Western-based media compared Iran-China 25-year cooperation roadmap to the ‘Treaty of Turkmenchay’ to suggest the Iranian nation that neither of these countries are reliable partners for Iran.
Western-based media start various campaigns against any cooperation between Iran and countries other than the western ones. As did so about the Iran-China 25-year roadmap. The same thing is expected to happen about the imminent long-term comprehensive strategic cooperation agreement between Iran and Russia.
Westerners have never been interested in the formation of any cooperation between Tehran and Moscow because of several reasons.
First of all, is the geopolitical reason; getting united, Iran and Russian can create a unique geographical path that expands from the Persian Gulf to East Europe and west of China.
The second one is the energy factor; Tehran and Moscow can have a huge influence on the international energy market.
The third factor is the independent foreign policies that both countries apply. They both stand beside each other against the US hegemony, while they are of major powers in the region per se.
We should not forget that after the Dissolution of the Soviet Union, the US has always put curbing the regional powers among its top priorities. Therefore, Americans do not want either Iran or Russia to appear as regional powers and they do not want Tehran and Moscow as partners, as well.

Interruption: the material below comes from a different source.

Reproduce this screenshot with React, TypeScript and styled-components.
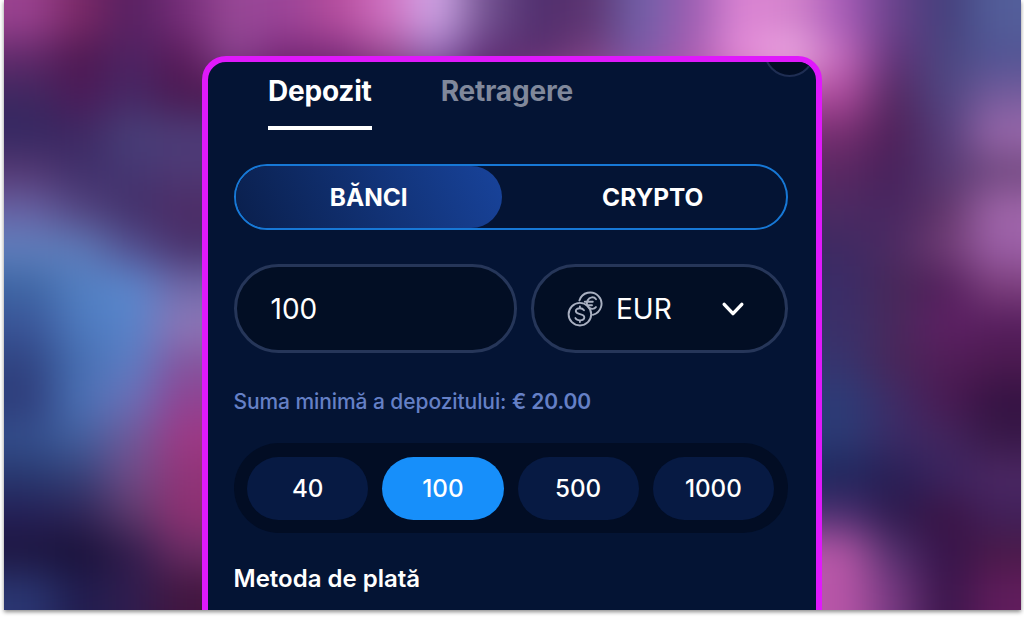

As we witnessed, western-based media compared Iran-China 25-year cooperation roadmap to the ‘Treaty of Turkmenchay’, which was an agreement between Persia and the Russian Empire back in 1828. This was meant to suggest Iranians that neither China nor Russia are reliable partners for their country.
With no doubt, enemies will run campaigns against any probable long-term cooperation between Iran and Russia in the future, as well.